** START **

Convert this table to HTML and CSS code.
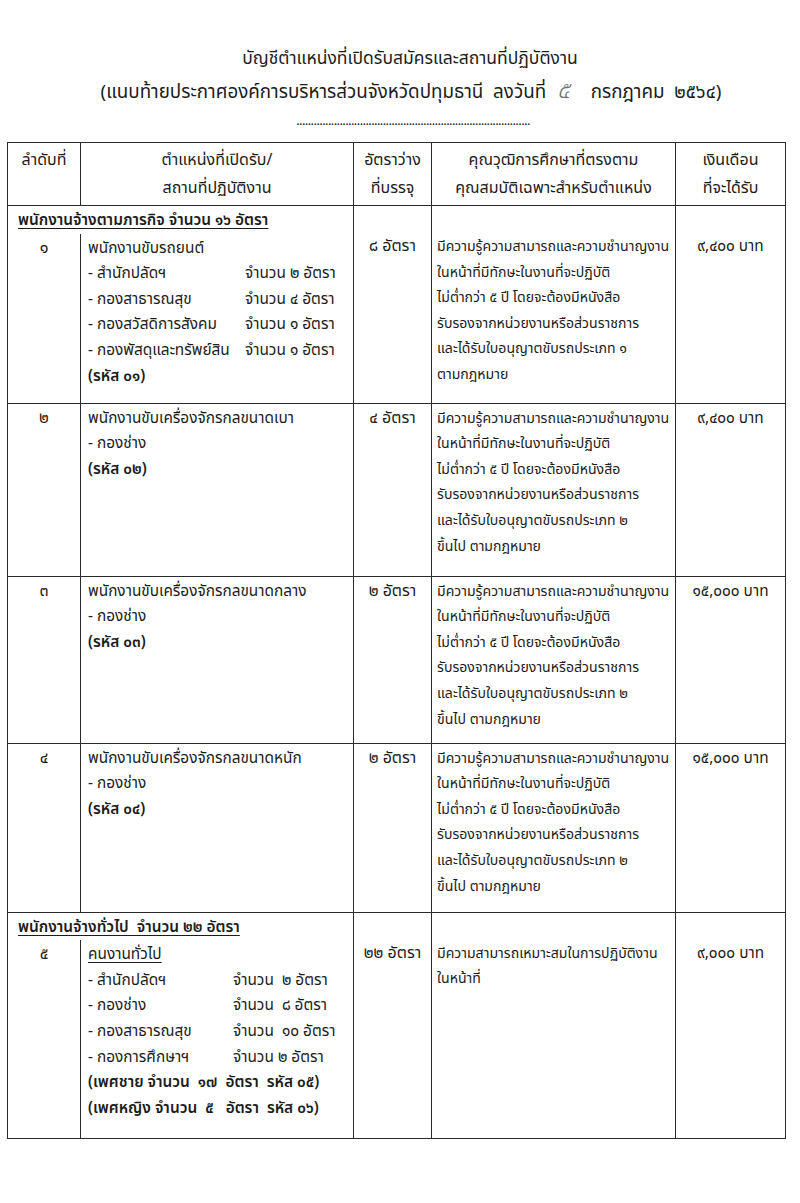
FILE: index.html
```html
<!DOCTYPE html>
<html lang="th">
<head>
<meta charset="utf-8">
<title>บัญชีตำแหน่งที่เปิดรับสมัคร</title>
<link rel="stylesheet" href="styles.css">
</head>
<body>
<div class="page">
  <div class="title">บัญชีตำแหน่งที่เปิดรับสมัครและสถานที่ปฏิบัติงาน</div>
  <div class="subtitle">(แนบท้ายประกาศองค์การบริหารส่วนจังหวัดปทุมธานี&nbsp; ลงวันที่ <span class="hand">๕</span>&nbsp;&nbsp; กรกฎาคม&nbsp; ๒๕๖๔)</div>
  <div class="dots">.................................................................................</div>

  <table class="tbl">
    <colgroup>
      <col class="w1"><col class="w2"><col class="w3"><col class="w4"><col class="w5">
    </colgroup>
    <tr class="head">
      <td class="ctr">ลำดับที่</td>
      <td class="ctr">ตำแหน่งที่เปิดรับ/<br>สถานที่ปฏิบัติงาน</td>
      <td class="ctr">อัตราว่าง<br>ที่บรรจุ</td>
      <td class="ctr">คุณวุฒิการศึกษาที่ตรงตาม<br>คุณสมบัติเฉพาะสำหรับตำแหน่ง</td>
      <td class="ctr">เงินเดือน<br>ที่จะได้รับ</td>
    </tr>

    <tr class="sec">
      <td colspan="2" class="sechead"><span class="ul">พนักงานจ้างตามภารกิจ จำนวน ๑๖ อัตรา</span></td>
      <td rowspan="2" class="ctr shift">๘ อัตรา</td>
      <td rowspan="2" class="qual shift">มีความรู้ความสามารถและความชำนาญงาน<br>ในหน้าที่มีทักษะในงานที่จะปฏิบัติ<br>ไม่ต่ำกว่า ๕ ปี โดยจะต้องมีหนังสือ<br>รับรองจากหน่วยงานหรือส่วนราชการ<br>และได้รับใบอนุญาตขับรถประเภท ๑<br>ตามกฎหมาย</td>
      <td rowspan="2" class="ctr shift sal">๙,๔๐๐ บาท</td>
    </tr>
    <tr class="r1">
      <td class="ctr nt">๑</td>
      <td class="pos nt">
        <div>พนักงานขับรถยนต์</div>
        <div class="items a">
          <span>- สำนักปลัดฯ</span><span>จำนวน ๒ อัตรา</span>
          <span>- กองสาธารณสุข</span><span>จำนวน ๔ อัตรา</span>
          <span>- กองสวัสดิการสังคม</span><span>จำนวน ๑ อัตรา</span>
          <span>- กองพัสดุและทรัพย์สิน</span><span>จำนวน ๑ อัตรา</span>
        </div>
        <div class="b">(รหัส ๐๑)</div>
      </td>
    </tr>

    <tr class="r2">
      <td class="ctr">๒</td>
      <td class="pos">
        <div>พนักงานขับเครื่องจักรกลขนาดเบา</div>
        <div>- กองช่าง</div>
        <div class="b">(รหัส ๐๒)</div>
      </td>
      <td class="ctr">๔ อัตรา</td>
      <td class="qual">มีความรู้ความสามารถและความชำนาญงาน<br>ในหน้าที่มีทักษะในงานที่จะปฏิบัติ<br>ไม่ต่ำกว่า ๕ ปี โดยจะต้องมีหนังสือ<br>รับรองจากหน่วยงานหรือส่วนราชการ<br>และได้รับใบอนุญาตขับรถประเภท ๒<br>ขึ้นไป ตามกฎหมาย</td>
      <td class="ctr sal">๙,๔๐๐ บาท</td>
    </tr>

    <tr class="r3">
      <td class="ctr">๓</td>
      <td class="pos">
        <div>พนักงานขับเครื่องจักรกลขนาดกลาง</div>
        <div>- กองช่าง</div>
        <div class="b">(รหัส ๐๓)</div>
      </td>
      <td class="ctr">๒ อัตรา</td>
      <td class="qual">มีความรู้ความสามารถและความชำนาญงาน<br>ในหน้าที่มีทักษะในงานที่จะปฏิบัติ<br>ไม่ต่ำกว่า ๕ ปี โดยจะต้องมีหนังสือ<br>รับรองจากหน่วยงานหรือส่วนราชการ<br>และได้รับใบอนุญาตขับรถประเภท ๒<br>ขึ้นไป ตามกฎหมาย</td>
      <td class="ctr sal">๑๕,๐๐๐ บาท</td>
    </tr>

    <tr class="r4">
      <td class="ctr">๔</td>
      <td class="pos">
        <div>พนักงานขับเครื่องจักรกลขนาดหนัก</div>
        <div>- กองช่าง</div>
        <div class="b">(รหัส ๐๔)</div>
      </td>
      <td class="ctr">๒ อัตรา</td>
      <td class="qual">มีความรู้ความสามารถและความชำนาญงาน<br>ในหน้าที่มีทักษะในงานที่จะปฏิบัติ<br>ไม่ต่ำกว่า ๕ ปี โดยจะต้องมีหนังสือ<br>รับรองจากหน่วยงานหรือส่วนราชการ<br>และได้รับใบอนุญาตขับรถประเภท ๒<br>ขึ้นไป ตามกฎหมาย</td>
      <td class="ctr sal">๑๕,๐๐๐ บาท</td>
    </tr>

    <tr class="sec">
      <td colspan="2" class="sechead"><span class="ul">พนักงานจ้างทั่วไป&nbsp; จำนวน ๒๒ อัตรา</span></td>
      <td rowspan="2" class="ctr shift">๒๒ อัตรา</td>
      <td rowspan="2" class="qual shift">มีความสามารถเหมาะสมในการปฏิบัติงาน<br>ในหน้าที่</td>
      <td rowspan="2" class="ctr shift sal">๙,๐๐๐ บาท</td>
    </tr>
    <tr class="r5">
      <td class="ctr nt">๕</td>
      <td class="pos nt">
        <div><span class="ul">คนงานทั่วไป</span></div>
        <div class="items c">
          <span>- สำนักปลัดฯ</span><span>จำนวน&nbsp; ๒ อัตรา</span>
          <span>- กองช่าง</span><span>จำนวน&nbsp; ๘ อัตรา</span>
          <span>- กองสาธารณสุข</span><span>จำนวน&nbsp; ๑๐ อัตรา</span>
          <span>- กองการศึกษาฯ</span><span>จำนวน ๒ อัตรา</span>
        </div>
        <div class="b">(เพศชาย จำนวน&nbsp; ๑๗&nbsp; อัตรา&nbsp; รหัส ๐๕)</div>
        <div class="b">(เพศหญิง จำนวน&nbsp; ๕&nbsp;&nbsp; อัตรา&nbsp; รหัส ๐๖)</div>
      </td>
    </tr>
  </table>
</div>
</body>
</html>
```

FILE: styles.css
```css
html, body {
  margin: 0;
  padding: 0;
  background: #ffffff;
}

body {
  font-family: "Noto Sans Thai", "Noto Sans Thai UI", "Loma", "Garuda", "DejaVu Sans", "Noto Sans", sans-serif;
  color: #1c1c1c;
  font-size: 16px;
}

.page {
  width: 800px;
  height: 1203px;
  padding-top: 44px;
  box-sizing: border-box;
}

.title {
  text-align: center;
  font-size: 17.5px;
  line-height: 30px;
  height: 30px;
  margin-left: 20px;
}

.subtitle {
  text-align: center;
  font-size: 18.8px;
  line-height: 34px;
  height: 34px;
  margin-left: 22px;
}

.hand {
  display: inline-block;
  font-style: italic;
  color: #707070;
  font-size: 24px;
  margin: 0 6px;
  font-weight: 300;
}

.dots {
  text-align: center;
  font-size: 13px;
  line-height: 14px;
  letter-spacing: -0.6px;
  margin-top: 6px;
  margin-bottom: 14px;
  margin-left: 26px;
  color: #222;
}

.tbl {
  border-collapse: collapse;
  table-layout: fixed;
  width: 778px;
  margin-left: 7px;
}

.w1 { width: 73px; }
.w2 { width: 273px; }
.w3 { width: 78px; }
.w4 { width: 244px; }
.w5 { width: 110px; }

.tbl td {
  border: 1.5px solid #2a2a2a;
  vertical-align: top;
  padding: 2px 0 0 0;
  line-height: 25.6px;
  font-size: 16px;
  white-space: nowrap;
}

.head td {
  line-height: 28px;
  padding-top: 3px;
  height: 59px;
}

.ctr { text-align: center; }

.tbl td.pos {
  padding-left: 7px;
  font-size: 15.4px;
}

.tbl td.qual {
  padding-left: 5px;
  font-size: 14.1px;
}

.tbl td.sal {
  font-weight: 400;
  font-size: 15.4px;
}

.sec td.sechead {
  border-bottom: none;
  padding-left: 10px;
  height: 24px;
  padding-top: 2px;
  font-size: 15.4px;
}

.tbl td.nt { border-top: none; }

.tbl td.shift { padding-top: 28px; }

.ul {
  text-decoration: underline;
  text-underline-offset: 3px;
}

.sechead .ul { font-weight: 600; }

.b { font-weight: 600; }

.items {
  display: grid;
}
.items.a { grid-template-columns: 157px auto; }
.items.c { grid-template-columns: 145px auto; }

.r1 td { height: 167px; }
.r2 td { height: 170px; }
.r3 td { height: 164px; }
.r4 td { height: 166px; }
.r5 td { height: 196px; }
```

** END **

Set task = List each line holding the string "table".

Exercise solution =
Convert this table to HTML and CSS code.
  <table class="tbl">
  </table>
  table-layout: fixed;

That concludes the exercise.